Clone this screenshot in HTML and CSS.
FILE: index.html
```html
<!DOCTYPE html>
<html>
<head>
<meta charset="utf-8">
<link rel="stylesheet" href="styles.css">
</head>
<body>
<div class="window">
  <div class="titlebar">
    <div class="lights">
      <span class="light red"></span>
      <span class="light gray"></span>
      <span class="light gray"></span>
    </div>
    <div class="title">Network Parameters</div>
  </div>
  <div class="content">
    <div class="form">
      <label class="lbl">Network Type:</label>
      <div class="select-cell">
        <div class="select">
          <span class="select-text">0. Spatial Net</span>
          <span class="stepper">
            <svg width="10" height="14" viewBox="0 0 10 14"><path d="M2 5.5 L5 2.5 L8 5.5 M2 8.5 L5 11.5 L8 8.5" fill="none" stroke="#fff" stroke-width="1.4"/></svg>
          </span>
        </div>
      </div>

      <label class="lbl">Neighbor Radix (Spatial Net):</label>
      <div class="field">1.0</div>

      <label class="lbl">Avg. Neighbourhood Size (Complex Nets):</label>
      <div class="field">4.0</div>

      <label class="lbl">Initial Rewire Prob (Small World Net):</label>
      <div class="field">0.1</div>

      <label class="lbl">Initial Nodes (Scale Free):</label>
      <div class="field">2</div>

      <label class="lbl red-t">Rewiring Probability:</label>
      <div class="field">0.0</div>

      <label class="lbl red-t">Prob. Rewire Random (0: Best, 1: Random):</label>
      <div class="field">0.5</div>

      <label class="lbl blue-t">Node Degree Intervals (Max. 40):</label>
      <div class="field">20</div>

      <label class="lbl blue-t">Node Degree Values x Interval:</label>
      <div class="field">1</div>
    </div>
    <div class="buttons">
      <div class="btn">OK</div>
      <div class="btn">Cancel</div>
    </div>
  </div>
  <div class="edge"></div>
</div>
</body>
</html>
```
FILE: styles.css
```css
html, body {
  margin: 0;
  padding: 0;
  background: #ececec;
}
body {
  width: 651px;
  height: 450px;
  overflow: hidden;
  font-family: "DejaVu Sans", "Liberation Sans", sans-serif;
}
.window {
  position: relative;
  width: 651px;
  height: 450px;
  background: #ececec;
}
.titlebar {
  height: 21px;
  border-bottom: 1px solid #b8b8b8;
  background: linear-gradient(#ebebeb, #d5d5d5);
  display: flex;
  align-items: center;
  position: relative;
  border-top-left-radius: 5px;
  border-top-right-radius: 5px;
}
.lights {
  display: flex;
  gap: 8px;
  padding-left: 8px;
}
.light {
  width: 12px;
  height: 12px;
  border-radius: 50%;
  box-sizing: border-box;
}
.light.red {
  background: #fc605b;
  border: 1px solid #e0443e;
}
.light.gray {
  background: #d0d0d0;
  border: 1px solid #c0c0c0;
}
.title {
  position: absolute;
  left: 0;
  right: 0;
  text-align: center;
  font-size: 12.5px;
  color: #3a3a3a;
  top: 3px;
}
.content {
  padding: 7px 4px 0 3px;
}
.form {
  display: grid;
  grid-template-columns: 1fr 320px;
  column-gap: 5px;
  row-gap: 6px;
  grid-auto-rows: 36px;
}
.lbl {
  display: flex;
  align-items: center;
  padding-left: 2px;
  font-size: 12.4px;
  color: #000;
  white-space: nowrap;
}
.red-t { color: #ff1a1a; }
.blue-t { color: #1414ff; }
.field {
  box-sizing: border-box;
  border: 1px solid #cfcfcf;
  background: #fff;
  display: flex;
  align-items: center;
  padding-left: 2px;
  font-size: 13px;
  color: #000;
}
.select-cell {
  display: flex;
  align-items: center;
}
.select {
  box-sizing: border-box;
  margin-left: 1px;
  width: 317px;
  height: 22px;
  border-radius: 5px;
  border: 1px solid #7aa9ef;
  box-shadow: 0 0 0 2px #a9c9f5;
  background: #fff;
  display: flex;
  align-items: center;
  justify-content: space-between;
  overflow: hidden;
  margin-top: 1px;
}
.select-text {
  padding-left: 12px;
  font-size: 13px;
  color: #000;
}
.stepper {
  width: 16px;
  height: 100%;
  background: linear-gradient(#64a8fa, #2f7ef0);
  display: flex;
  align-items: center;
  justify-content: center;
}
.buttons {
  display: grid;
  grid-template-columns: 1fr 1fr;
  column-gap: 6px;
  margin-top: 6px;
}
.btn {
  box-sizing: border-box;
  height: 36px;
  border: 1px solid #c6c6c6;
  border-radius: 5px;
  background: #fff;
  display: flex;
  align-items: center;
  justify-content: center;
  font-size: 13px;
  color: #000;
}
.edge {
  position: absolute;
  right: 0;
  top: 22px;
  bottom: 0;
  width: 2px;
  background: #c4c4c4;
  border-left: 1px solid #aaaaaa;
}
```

* * *

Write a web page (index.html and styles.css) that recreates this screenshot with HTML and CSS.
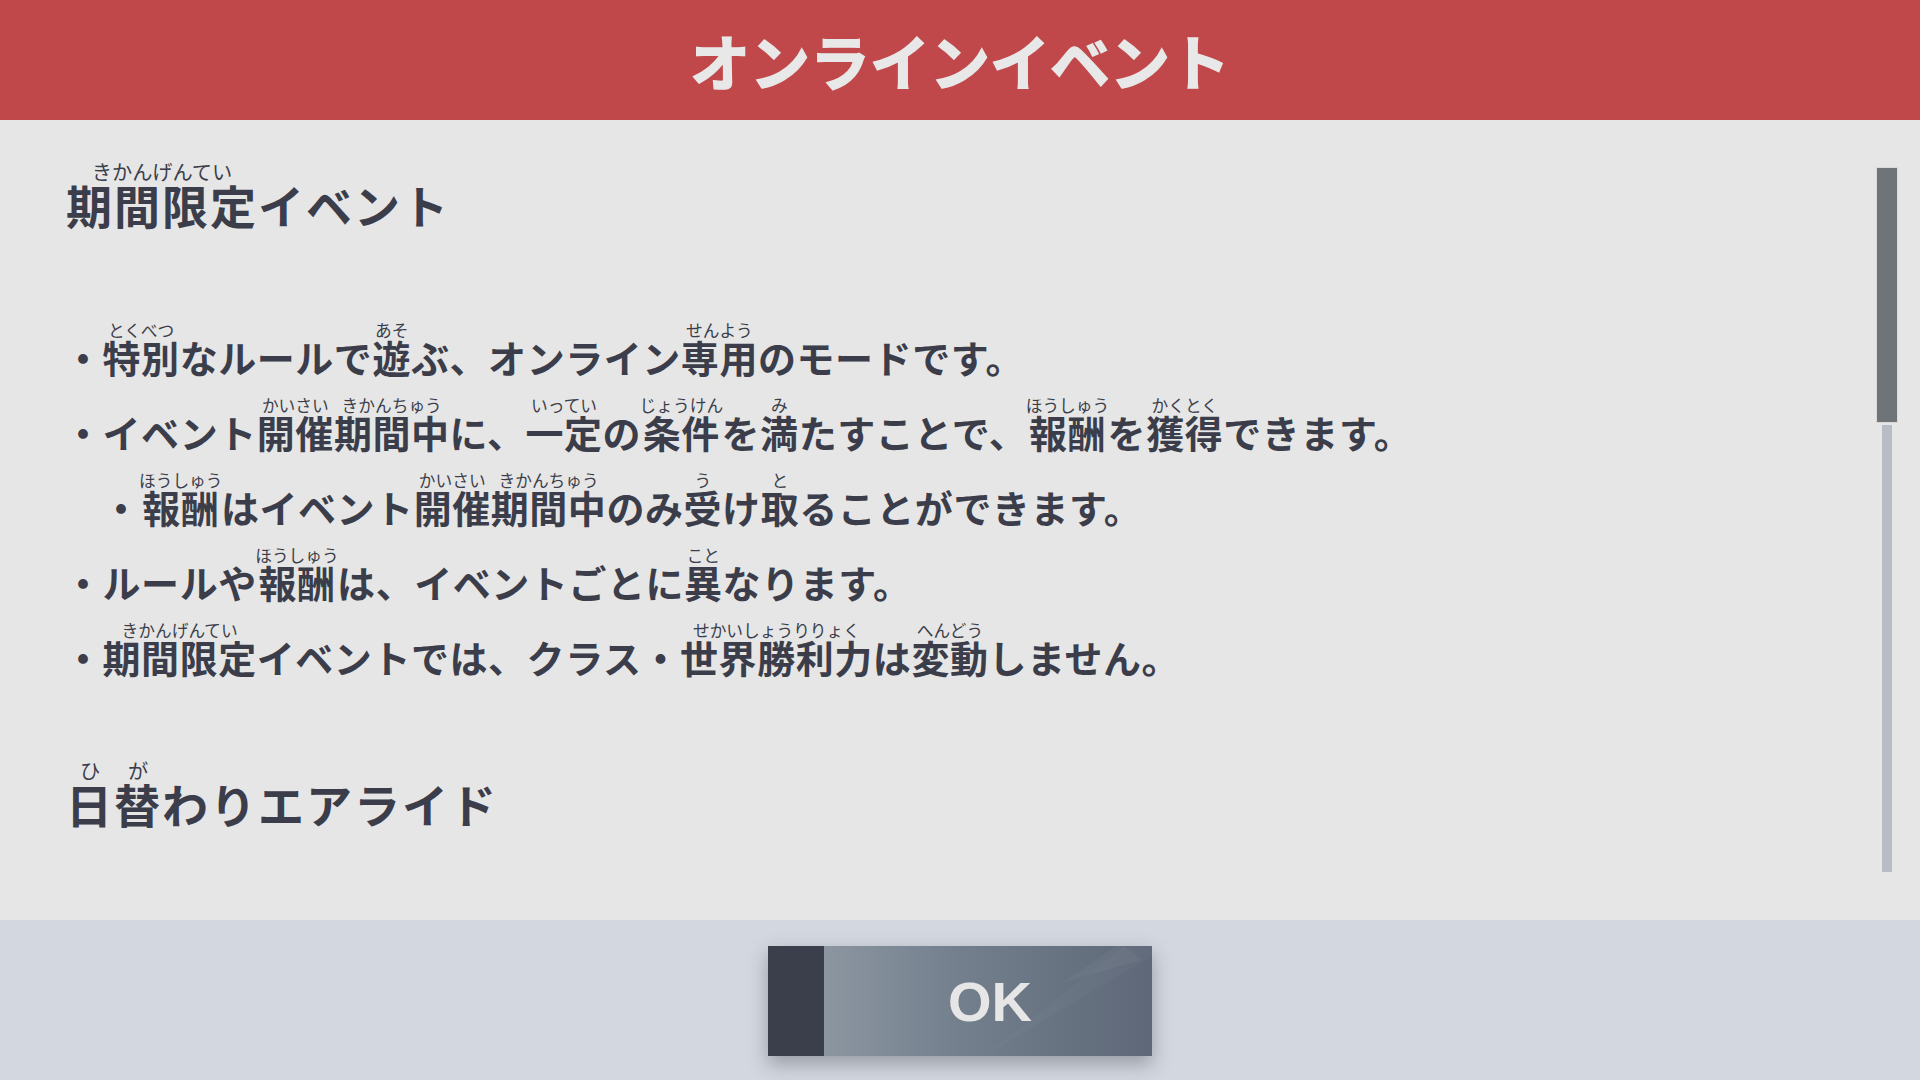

Task statement:
Collect every line from the records above that contains the word "index".

Full response:
FILE: index.html
Write a web page (index.html and styles.css) that recreates this screenshot with HTML and CSS.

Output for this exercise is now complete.